Frequently asked questions about Sir Isaac Newton

What did Sir Isaac Newton do in AP Euro terms?

Newton developed the laws of motion and universal gravitation, which mathematically proved the heliocentric cosmos and capped the Scientific Revolution. The CED pairs him with Copernicus and Galileo as thinkers who used new astronomy to challenge ancient authority (KC-1.1.IV.A).

Was Isaac Newton really an alchemist?

Yes. Newton spent years on alchemical experiments and believed spiritual forces operated in nature. AP Euro practice questions target this directly because it shows the Scientific Revolution mixed empirical science with traditional mystical beliefs.

Did Newton reject religion because of his science?

No. Newton saw gravity and the order of the universe as evidence of God's active presence in nature. His science and his faith reinforced each other, which is exactly the continuity the exam wants you to recognize.

How is Newton different from Copernicus and Galileo?

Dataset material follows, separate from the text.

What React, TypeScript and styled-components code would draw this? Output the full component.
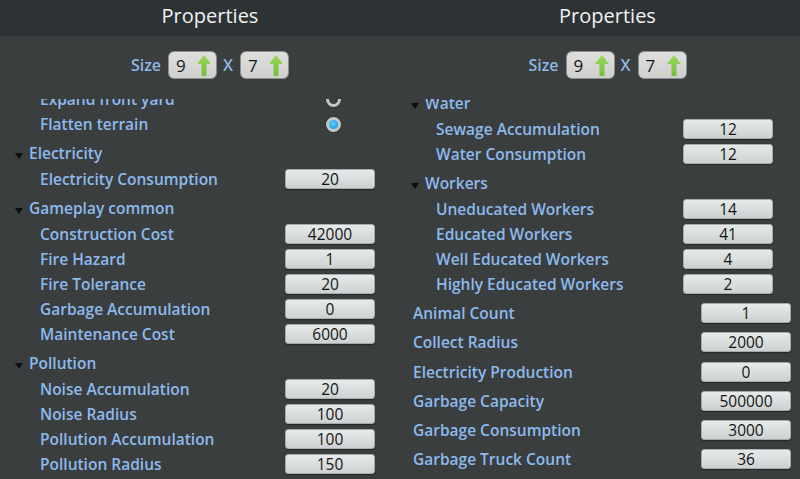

Copernicus proposed heliocentrism in 1543, Galileo supported it with telescopic observation, and Newton proved it with universal gravitation and mathematics. Think of them as a relay team, with Newton running the final leg.

Is Sir Isaac Newton on the AP Euro exam?

Yes, he's named in the CED's essential knowledge for Topic 4.2 (KC-1.1.IV.A) under Unit 4. He shows up in multiple-choice questions on the Scientific Revolution and works as strong evidence in essays about changing views of the natural world.